Axial Force, Shear Force, Bending Moment Diagrams

So far you have learned very important and fundamental concepts in statics. Now lets go one step further and introduce another fundamental subject. The force and moment diagrams.

In the example in the previous post of this series, we had a beam, which was shown with its supports and an external force acting on it, and then we calculated the reaction forces, at the support locations. But this is usually not enough for us. What if we wanted to know the value of forces and moments not only at supports, but anywhere on the beam? We can do so by showing these on force and moment diagrams. 

Look at the figure statics 2c in the previous post again.

Now, we know that this beam is stable and is not moving. So, any part of this beam is also not moving and stable. What if we were to take only a portion of the beam, right of point A? Since that portion is also not moving, we could show the forces and moments only for that portion, so that it will not move. Let’s take a 1 meter portion of the beam, to the right of point A. It would look like this:

Axial Force, Shear Force, Bending Moment Diagrams, based on solved reaction forces

From now, assume x = 0 at point A.

At x = 1 meter:

At 1 meter right of point A, the horizontal force must be equal to horizontal force at A and opposite in direction so we have 17.3 N in opposite direction.
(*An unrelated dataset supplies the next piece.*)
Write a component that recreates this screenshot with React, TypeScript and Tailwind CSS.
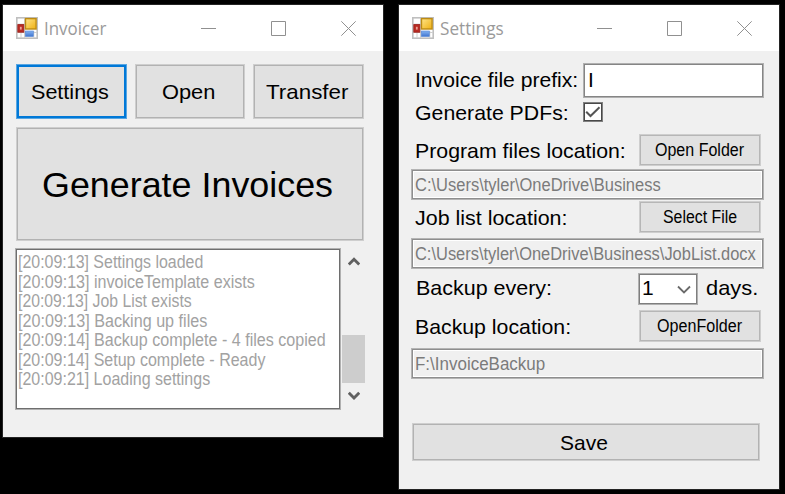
import { useLayoutEffect, useRef, useState } from "react";
import type { ReactNode } from "react";
import { clsx } from "clsx";

/* Single-line text whose glyphs are condensed or widened to an exact width. */
function Fit({ text, width, className }: { text: string; width: number; className?: string }) {
  const ref = useRef<HTMLSpanElement>(null);
  const [scale, setScale] = useState(1);
  useLayoutEffect(() => {
    if (ref.current) setScale(width / ref.current.offsetWidth);
  }, [text, width]);
  return (
    <span className={clsx("block shrink-0 text-left whitespace-pre", className)} style={{ width }}>
      <span ref={ref} className="inline-block origin-left" style={{ transform: `scaleX(${scale})` }}>
        {text}
      </span>
    </span>
  );
}

function FormIcon() {
  return (
    <svg width="22" height="22" viewBox="0 0 22 22" className="shrink-0">
      <defs>
        <linearGradient id="gold" x1="0" y1="0" x2="1" y2="1">
          <stop offset="0" stopColor="#ffe58a" />
          <stop offset="1" stopColor="#efb010" />
        </linearGradient>
        <linearGradient id="blue" x1="0" y1="0" x2="0" y2="1">
          <stop offset="0" stopColor="#86b4f2" />
          <stop offset="1" stopColor="#3f74d0" />
        </linearGradient>
      </defs>
      <rect x="0.8" y="0.8" width="20.4" height="20.4" fill="#fff" stroke="#bfbfbf" strokeWidth="1.6" />
      <path d="M8.5 1v20M1 7.2h8M1 15.5h20M5 16v5M17.8 14v7" stroke="#cfcfcf" />
      <rect x="1.8" y="7.6" width="6" height="7.6" fill="#b92b22" stroke="#9b1d18" strokeWidth="0.8" />
      <rect x="3.9" y="9.8" width="1.8" height="2.8" fill="#eda096" />
      <rect x="9.5" y="1.6" width="10.6" height="10.4" fill="url(#gold)" stroke="#bd8b13" strokeWidth="1.4" />
      <rect x="9.3" y="14" width="8" height="5.5" fill="url(#blue)" stroke="#5384d4" strokeWidth="0.6" />
    </svg>
  );
}

function TitleBar({ title, width }: { title: string; width: number }) {
  return (
    <div className="flex h-[46px] shrink-0 items-center bg-white pl-[13px] pr-[27px] text-[#909090]">
      <FormIcon />
      <Fit
        text={title}
        width={width}
        className="-mt-px ml-[6px] font-['Open_Sans',sans-serif] text-[18.5px] leading-[24px] font-normal text-[#9a9a9a]"
      />
      <div className="ml-auto flex gap-[55px]">
        {["M0 7.5h15", "M.5 .5h14v14H.5z", "M.3 .3l14.4 14.4M14.7 .3L.3 14.7"].map((d) => (
          <svg key={d} width="15" height="15" viewBox="0 0 15 15" fill="none" stroke="currentColor">
            <path d={d} />
          </svg>
        ))}
      </div>
    </div>
  );
}

function Window({ title, titleWidth, className, children }: {
  title: string;
  titleWidth: number;
  className: string;
  children: ReactNode;
}) {
  return (
    <section className={clsx("flex shrink-0 flex-col border border-[#242424] bg-[#f0f0f0]", className)}>
      <TitleBar title={title} width={titleWidth} />
      {children}
    </section>
  );
}

function Button({ text, width, className }: { text: string; width: number; className: string }) {
  return (
    <button className={clsx("flex shrink-0 items-center justify-center bg-[#e1e1e1]", className)}>
      <Fit text={text} width={width} />
    </button>
  );
}

function PathBox({ text, width, className }: { text: string; width: number; className?: string }) {
  return (
    <div
      className={clsx(
        "flex h-[31px] w-[353px] shrink-0 items-center border border-[#b4b4b4] pl-[3px] pt-px text-[17.5px] text-[#7b7b7b] shadow-[inset_0_0_0_1px_#8e8e8e,inset_0_0_0_2px_#fff]",
        className,
      )}
    >
      <Fit text={text} width={width} />
    </div>
  );
}

const log: [string, number][] = [
  ["[20:09:13] Settings loaded", 185],
  ["[20:09:13] invoiceTemplate exists", 237],
  ["[20:09:13] Job List exists", 174],
  ["[20:09:13] Backing up files", 189],
  ["[20:09:14] Backup complete - 4 files copied", 308],
  ["[20:09:14] Setup complete - Ready", 247],
  ["[20:09:21] Loading settings", 192],
];

const plain = "border border-[#cecece] shadow-[inset_0_0_0_1px_#b2b2b2]";
const small = "h-[32px] w-[122px] text-[18px] border border-[#cecece] shadow-[inset_0_0_0_1px_#b6b6b6] pt-px pr-px";

export default function App() {
  return (
    <main className="flex h-[494px] w-[785px] items-start overflow-hidden bg-black pl-[2px] pt-[4px] font-['Liberation_Sans',Arial,sans-serif] text-black">
      <Window title="Invoicer" titleWidth={62} className="h-[434px] w-[382px]">
        <div className="ml-[13px] mt-[13px] flex gap-[8px] text-[21px]">
          <Button text="Settings" width={78} className="h-[55px] w-[111px] border border-[#58a6e2] pr-[3px] pt-px shadow-[inset_0_0_0_2px_#0078d7]" />
          <Button text="Open" width={53} className={clsx("h-[55px] w-[110px] pr-[3px] pt-px", plain)} />
          <Button text="Transfer" width={82} className={clsx("h-[55px] w-[111px] pr-[3px] pt-px", plain)} />
        </div>
        <Button text="Generate Invoices" width={291} className={clsx("ml-[13px] mt-[8px] h-[114px] w-[348px] pr-[5px] pt-[2px] text-[35px]", plain)} />
        <div className="ml-[12px] mt-[7px] flex">
          <div className="h-[162px] w-[326px] border border-[#b0b0b0] bg-white pl-[2px] pt-[4px] text-[17.5px] leading-[19.55px] text-[#a2a2a2] shadow-[inset_0_0_0_1px_#6e6e6e]">
            {log.map(([text, width]) => (
              <Fit key={text} text={text} width={width} />
            ))}
          </div>
          <div className="ml-px flex h-[160px] w-[23px] flex-col items-center text-[#606060]">
            <svg width="12" height="10" viewBox="0 0 12 10" className="mt-[8px]" fill="none" stroke="currentColor" strokeWidth="2.8">
              <path d="M.8 8.5L6 3.2l5.2 5.3" />
            </svg>
            <div className="mt-[69px] h-[48px] w-[23px] bg-[#cdcdcd]" />
            <svg width="12" height="10" viewBox="0 0 12 10" className="mt-[8px]" fill="none" stroke="currentColor" strokeWidth="2.8">
              <path d="M.8 1.8L6 7.1l5.2-5.3" />
            </svg>
          </div>
        </div>
      </Window>

      <Window title="Settings" titleWidth={64} className="ml-[14px] h-[486px] w-[382px]">
        <div className="flex flex-col pl-[12px] text-[21px]">
          <div className="mt-[12px] flex h-[35px] items-center">
            <Fit text="Invoice file prefix:" width={163} className="-mt-[2px] ml-[4px]" />
            <div className="ml-[5px] flex h-[35px] w-[181px] items-center border border-[#b0b0b0] bg-white pb-[2px] pl-[4px] shadow-[inset_0_0_0_1px_#858585]">I</div>
          </div>
          <div className="mt-[4px] flex h-[20px] items-center">
            <Fit text="Generate PDFs:" width={154} className="ml-[4px] mt-[2px]" />
            <div className="ml-[14px] flex h-[20px] w-[20px] items-center justify-center border border-[#808080] bg-white shadow-[inset_0_0_0_1px_#484848]">
              <svg width="16" height="16" viewBox="0 0 16 16" fill="none" stroke="#555" strokeWidth="2">
                <path d="M1.2 7.8l4.3 4.2L14.5 3.3" />
              </svg>
            </div>
          </div>
          <div className="mt-[12px] flex h-[32px] items-center">
            <Fit text="Program files location:" width={211} className="ml-[4px] mt-px" />
            <Button text="Open Folder" width={89} className={clsx("ml-[13px]", small)} />
          </div>
          <PathBox text="C:\Users\tyler\OneDrive\Business" width={246} className="mt-[3px]" />
          <div className="mt-px flex h-[32px] items-center">
            <Fit text="Job list location:" width={152} className="ml-[4px] mt-[2px]" />
            <Button text="Select File" width={74} className={clsx("ml-[72px]", small)} />
          </div>
          <PathBox text="C:\Users\tyler\OneDrive\Business\JobList.docx" width={341} className="mt-[5px]" />
          <div className="mt-[4px] flex h-[32px] items-center">
            <Fit text="Backup every:" width={136} className="-mt-[3px] ml-[5px]" />
            <div className="ml-[86px] flex h-[32px] w-[60px] items-center border border-[#b0b0b0] bg-white pb-[3px] pl-[3px] shadow-[inset_0_0_0_1px_#7e7e7e]">
              1
              <svg width="14" height="9" viewBox="0 0 14 9" className="ml-auto mr-[6px] mt-[4px]" fill="none" stroke="#6a6a6a" strokeWidth="1.8">
                <path d="M1 1.5l6 6 6-6" />
              </svg>
            </div>
            <Fit text="days." width={52} className="-mt-[3px] ml-[8px]" />
          </div>
          <div className="mt-[5px] flex h-[32px] items-center">
            <Fit text="Backup location:" width={156} className="ml-[4px] mt-[2px]" />
            <Button text="OpenFolder" width={85} className={clsx("ml-[68px]", small)} />
          </div>
          <PathBox text="F:\InvoiceBackup" width={130} className="mt-[6px]" />
          <Button text="Save" width={48} className={clsx("ml-px mt-[44px] h-[38px] w-[348px] pr-[4px] pt-px", plain)} />
        </div>
      </Window>
    </main>
  );
}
Similarly, the vertical force must be equal and opposite direction for satisfying equilibrium. So, that is 6 N and pointing downwards.

But we are not done yet. Although we cancelled out forces in x and y directions, there is a turning effect now. and we need to insert a moment at this point, to counter that effect. So why did we need the moment M here? Because although the forces in x and y directions cancel each other out, there is still the turning effect, since forces in y direction are not on the same line but they have distance between each other. When there is force and distance it means moment. So they will try to rotate the beam. So we must counter that and insert a moment at this new location.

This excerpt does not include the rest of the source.